- _Listed entries_:
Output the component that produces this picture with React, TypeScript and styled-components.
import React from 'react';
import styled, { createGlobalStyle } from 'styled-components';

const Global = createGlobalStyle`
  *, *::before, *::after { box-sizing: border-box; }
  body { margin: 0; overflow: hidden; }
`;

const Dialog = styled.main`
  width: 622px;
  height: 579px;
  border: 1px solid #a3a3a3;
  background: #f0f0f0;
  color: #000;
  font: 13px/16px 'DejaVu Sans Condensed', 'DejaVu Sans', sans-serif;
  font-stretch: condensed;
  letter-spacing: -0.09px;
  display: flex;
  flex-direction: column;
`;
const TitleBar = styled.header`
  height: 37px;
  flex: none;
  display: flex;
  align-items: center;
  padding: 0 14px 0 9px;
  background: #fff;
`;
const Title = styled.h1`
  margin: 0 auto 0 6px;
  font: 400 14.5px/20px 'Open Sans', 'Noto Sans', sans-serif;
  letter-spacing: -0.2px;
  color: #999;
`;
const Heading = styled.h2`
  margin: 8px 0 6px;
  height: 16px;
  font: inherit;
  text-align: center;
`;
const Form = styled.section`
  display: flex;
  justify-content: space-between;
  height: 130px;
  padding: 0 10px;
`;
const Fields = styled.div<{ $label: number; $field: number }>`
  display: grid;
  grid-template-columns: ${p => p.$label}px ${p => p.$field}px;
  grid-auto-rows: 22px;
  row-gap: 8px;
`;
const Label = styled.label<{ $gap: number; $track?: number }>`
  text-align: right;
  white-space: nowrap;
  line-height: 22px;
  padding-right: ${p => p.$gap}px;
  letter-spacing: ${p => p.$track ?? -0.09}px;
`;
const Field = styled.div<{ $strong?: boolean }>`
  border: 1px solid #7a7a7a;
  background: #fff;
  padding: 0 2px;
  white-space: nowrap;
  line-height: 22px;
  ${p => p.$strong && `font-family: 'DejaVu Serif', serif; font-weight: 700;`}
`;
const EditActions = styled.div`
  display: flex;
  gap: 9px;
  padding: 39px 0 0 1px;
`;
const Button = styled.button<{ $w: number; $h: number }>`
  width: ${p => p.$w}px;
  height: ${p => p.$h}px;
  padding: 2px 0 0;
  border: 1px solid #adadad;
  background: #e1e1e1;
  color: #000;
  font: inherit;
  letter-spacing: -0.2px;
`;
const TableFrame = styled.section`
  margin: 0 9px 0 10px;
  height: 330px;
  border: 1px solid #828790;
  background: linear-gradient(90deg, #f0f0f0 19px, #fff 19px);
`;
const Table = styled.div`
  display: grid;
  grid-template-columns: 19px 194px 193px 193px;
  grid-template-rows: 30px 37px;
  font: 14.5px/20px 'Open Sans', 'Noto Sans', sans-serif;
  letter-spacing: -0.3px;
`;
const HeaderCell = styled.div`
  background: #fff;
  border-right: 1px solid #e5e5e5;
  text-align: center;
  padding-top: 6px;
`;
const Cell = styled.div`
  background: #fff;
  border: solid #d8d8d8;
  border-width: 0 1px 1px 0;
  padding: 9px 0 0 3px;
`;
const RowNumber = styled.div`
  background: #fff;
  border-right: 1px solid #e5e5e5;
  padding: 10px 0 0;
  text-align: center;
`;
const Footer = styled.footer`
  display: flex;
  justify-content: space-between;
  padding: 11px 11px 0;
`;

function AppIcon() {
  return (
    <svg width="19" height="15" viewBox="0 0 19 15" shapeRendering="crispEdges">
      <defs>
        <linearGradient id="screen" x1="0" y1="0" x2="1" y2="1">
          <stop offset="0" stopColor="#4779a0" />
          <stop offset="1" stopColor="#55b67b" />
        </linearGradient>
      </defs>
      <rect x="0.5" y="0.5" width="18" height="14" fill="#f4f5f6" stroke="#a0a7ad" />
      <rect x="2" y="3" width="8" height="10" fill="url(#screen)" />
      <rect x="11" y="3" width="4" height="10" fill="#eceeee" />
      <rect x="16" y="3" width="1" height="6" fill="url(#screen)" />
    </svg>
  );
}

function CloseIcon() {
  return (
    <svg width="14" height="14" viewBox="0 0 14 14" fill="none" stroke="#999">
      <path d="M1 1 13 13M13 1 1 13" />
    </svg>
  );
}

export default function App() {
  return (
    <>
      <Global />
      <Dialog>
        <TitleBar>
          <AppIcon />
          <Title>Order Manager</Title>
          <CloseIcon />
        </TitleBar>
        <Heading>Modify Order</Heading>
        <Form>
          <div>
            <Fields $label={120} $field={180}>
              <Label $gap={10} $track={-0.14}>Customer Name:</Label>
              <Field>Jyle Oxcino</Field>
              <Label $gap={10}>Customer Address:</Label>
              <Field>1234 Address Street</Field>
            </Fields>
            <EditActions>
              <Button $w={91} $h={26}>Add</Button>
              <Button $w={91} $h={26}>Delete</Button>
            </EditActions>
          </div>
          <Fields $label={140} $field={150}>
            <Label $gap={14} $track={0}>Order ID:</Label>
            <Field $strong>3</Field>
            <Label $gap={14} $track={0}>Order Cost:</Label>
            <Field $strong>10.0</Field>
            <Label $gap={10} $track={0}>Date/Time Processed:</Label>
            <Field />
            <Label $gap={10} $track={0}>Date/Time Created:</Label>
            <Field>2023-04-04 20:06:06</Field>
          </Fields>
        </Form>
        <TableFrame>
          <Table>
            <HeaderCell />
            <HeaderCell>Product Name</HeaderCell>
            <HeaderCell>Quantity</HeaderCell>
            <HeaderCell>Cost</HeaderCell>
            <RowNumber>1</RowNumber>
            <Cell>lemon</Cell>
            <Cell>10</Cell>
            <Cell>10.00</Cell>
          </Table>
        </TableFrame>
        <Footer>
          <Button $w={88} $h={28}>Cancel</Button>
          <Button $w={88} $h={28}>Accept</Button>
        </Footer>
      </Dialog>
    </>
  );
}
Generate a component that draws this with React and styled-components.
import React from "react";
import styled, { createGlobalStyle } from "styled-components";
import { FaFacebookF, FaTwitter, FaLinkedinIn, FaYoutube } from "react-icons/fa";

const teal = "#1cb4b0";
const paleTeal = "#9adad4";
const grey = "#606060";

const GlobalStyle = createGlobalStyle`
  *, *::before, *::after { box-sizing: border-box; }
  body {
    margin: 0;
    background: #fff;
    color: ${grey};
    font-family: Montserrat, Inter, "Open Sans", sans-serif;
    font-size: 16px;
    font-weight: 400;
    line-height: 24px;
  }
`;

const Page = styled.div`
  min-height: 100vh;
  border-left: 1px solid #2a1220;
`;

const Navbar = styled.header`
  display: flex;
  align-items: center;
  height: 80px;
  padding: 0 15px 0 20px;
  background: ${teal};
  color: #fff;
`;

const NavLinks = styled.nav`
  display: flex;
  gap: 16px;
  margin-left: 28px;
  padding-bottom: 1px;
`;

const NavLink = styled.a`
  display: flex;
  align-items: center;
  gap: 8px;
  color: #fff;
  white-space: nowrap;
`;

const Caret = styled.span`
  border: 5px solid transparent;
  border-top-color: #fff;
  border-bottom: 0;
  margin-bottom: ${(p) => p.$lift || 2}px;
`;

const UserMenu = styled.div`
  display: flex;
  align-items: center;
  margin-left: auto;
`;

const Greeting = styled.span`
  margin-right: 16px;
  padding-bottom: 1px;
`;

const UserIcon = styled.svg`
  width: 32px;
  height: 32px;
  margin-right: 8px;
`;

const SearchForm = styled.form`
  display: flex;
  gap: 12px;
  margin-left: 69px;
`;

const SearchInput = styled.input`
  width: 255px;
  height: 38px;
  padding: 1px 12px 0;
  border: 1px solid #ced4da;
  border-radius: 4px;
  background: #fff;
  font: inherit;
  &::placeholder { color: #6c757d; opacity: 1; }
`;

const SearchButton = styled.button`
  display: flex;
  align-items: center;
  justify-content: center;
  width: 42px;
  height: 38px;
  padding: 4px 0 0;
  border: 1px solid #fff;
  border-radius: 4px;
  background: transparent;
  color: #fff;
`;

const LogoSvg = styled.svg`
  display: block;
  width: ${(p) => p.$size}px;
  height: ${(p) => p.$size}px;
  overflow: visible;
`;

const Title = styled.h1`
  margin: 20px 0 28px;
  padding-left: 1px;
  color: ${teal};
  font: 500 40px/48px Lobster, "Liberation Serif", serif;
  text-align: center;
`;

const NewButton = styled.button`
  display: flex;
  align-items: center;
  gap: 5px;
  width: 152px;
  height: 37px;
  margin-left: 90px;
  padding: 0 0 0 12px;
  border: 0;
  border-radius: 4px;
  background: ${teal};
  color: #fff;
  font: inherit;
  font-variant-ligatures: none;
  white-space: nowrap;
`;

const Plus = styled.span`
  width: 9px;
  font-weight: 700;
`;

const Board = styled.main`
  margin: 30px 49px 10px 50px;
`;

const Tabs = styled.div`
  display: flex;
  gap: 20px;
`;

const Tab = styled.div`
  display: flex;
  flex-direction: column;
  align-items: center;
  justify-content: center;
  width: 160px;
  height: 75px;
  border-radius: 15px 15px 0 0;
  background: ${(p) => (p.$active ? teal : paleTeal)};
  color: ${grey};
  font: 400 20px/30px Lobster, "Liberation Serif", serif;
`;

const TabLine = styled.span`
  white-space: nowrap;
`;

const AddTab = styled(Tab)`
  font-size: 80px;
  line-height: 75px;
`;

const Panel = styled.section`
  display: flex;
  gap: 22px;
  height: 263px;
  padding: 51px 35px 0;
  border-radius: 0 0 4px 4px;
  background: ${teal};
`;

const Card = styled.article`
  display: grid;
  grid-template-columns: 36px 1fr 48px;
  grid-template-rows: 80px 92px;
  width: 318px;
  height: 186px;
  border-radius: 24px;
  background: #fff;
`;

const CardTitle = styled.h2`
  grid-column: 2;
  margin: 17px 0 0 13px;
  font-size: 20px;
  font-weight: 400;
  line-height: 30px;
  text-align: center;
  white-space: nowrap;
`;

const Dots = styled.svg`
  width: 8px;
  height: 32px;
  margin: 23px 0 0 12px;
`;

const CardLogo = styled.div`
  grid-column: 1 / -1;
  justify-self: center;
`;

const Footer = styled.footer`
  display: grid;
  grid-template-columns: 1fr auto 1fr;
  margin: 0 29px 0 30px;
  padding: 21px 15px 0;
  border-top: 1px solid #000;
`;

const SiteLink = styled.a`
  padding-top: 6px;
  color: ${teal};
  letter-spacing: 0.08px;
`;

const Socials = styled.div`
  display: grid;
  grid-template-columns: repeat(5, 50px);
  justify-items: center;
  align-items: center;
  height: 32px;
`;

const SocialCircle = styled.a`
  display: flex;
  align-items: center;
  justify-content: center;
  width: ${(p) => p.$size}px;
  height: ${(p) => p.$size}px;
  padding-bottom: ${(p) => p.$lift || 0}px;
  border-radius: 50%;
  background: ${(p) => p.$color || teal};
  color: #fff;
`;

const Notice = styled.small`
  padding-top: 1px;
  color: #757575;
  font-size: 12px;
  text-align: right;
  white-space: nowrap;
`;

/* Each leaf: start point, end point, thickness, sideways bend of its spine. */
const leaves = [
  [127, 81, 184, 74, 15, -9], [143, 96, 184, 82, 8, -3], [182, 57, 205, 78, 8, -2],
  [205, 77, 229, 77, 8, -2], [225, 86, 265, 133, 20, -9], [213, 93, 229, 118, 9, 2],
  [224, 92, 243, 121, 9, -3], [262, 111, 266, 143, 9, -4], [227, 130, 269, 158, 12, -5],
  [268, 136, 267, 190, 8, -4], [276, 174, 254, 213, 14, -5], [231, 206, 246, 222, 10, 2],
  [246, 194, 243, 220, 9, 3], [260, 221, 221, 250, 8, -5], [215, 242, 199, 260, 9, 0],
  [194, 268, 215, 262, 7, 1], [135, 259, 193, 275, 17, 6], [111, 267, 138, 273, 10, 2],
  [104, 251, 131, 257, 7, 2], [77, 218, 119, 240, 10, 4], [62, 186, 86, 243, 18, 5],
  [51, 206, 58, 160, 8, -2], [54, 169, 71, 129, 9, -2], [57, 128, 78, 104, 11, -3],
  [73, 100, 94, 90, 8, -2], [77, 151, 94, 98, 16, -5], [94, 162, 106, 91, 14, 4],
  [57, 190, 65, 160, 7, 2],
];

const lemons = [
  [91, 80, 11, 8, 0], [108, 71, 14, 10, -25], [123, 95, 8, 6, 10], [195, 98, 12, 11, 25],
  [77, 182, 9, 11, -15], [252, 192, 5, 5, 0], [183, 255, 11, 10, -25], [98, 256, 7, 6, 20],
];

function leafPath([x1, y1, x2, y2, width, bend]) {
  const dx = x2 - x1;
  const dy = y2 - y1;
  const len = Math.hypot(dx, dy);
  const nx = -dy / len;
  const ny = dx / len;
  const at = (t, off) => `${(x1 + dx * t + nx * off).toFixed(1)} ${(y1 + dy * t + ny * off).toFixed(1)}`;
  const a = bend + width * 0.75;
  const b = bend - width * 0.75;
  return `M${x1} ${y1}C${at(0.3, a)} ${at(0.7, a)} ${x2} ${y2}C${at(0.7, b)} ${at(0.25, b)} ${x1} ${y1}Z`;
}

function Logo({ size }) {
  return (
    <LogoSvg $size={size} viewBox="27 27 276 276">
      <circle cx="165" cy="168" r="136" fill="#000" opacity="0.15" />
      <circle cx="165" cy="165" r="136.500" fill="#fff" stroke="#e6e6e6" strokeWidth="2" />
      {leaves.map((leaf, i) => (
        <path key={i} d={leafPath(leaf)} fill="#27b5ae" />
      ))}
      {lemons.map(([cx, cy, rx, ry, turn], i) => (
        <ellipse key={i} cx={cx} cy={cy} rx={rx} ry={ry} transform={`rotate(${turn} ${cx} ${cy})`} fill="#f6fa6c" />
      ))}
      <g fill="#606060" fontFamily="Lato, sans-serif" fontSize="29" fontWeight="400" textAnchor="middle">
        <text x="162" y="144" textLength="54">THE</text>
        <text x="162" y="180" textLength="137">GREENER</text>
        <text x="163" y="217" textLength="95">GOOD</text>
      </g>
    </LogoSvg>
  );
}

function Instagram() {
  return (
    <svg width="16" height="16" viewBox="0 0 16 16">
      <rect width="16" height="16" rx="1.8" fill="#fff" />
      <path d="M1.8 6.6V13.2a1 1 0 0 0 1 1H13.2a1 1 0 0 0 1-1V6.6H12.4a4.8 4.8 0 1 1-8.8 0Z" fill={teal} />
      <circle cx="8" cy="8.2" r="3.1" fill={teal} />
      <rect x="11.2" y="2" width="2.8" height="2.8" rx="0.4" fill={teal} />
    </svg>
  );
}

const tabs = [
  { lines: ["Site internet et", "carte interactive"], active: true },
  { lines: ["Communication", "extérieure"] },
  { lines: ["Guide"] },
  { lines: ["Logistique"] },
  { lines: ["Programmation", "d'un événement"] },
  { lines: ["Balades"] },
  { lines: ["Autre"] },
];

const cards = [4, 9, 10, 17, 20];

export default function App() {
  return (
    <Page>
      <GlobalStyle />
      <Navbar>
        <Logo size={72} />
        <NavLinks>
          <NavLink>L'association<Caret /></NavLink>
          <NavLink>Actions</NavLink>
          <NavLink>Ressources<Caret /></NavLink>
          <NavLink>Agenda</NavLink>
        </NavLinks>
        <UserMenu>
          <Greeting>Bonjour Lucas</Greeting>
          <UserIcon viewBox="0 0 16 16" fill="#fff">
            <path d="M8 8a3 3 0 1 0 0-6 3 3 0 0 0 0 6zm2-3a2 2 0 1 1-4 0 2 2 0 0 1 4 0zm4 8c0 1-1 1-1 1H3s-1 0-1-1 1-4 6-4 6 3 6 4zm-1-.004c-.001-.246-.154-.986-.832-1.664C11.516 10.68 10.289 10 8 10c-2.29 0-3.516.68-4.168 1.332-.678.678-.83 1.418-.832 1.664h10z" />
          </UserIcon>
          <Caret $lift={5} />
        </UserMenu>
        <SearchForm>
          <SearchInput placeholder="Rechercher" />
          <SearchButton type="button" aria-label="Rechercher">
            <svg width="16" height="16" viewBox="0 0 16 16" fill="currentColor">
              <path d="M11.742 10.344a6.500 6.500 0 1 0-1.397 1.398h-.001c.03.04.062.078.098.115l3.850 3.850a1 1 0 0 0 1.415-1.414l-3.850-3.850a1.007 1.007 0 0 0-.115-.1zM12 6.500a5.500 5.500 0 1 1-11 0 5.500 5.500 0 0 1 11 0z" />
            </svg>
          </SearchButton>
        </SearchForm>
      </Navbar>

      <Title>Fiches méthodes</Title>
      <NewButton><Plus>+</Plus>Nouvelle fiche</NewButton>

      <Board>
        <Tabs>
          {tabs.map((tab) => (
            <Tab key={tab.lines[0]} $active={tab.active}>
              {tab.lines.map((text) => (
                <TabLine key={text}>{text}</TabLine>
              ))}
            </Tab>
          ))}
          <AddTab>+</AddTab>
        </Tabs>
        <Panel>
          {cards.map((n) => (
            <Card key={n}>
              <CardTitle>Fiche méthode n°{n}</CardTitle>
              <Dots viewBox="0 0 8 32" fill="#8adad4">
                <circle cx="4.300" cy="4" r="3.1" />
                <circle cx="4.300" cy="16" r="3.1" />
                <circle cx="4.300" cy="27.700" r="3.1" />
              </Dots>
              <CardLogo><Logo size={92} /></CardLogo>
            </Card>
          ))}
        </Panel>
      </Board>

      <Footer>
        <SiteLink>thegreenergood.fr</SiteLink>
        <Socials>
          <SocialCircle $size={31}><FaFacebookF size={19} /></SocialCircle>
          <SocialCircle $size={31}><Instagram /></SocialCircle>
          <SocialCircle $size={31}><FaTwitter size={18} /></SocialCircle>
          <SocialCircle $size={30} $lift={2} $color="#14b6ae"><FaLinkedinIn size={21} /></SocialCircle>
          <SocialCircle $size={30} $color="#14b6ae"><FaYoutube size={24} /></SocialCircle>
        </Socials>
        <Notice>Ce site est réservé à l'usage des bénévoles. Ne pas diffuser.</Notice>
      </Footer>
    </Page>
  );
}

- _What you have to do_:
Go through the listing above and report how many of its lines contain the word "that", with only the number as output.

- _Result below_:
2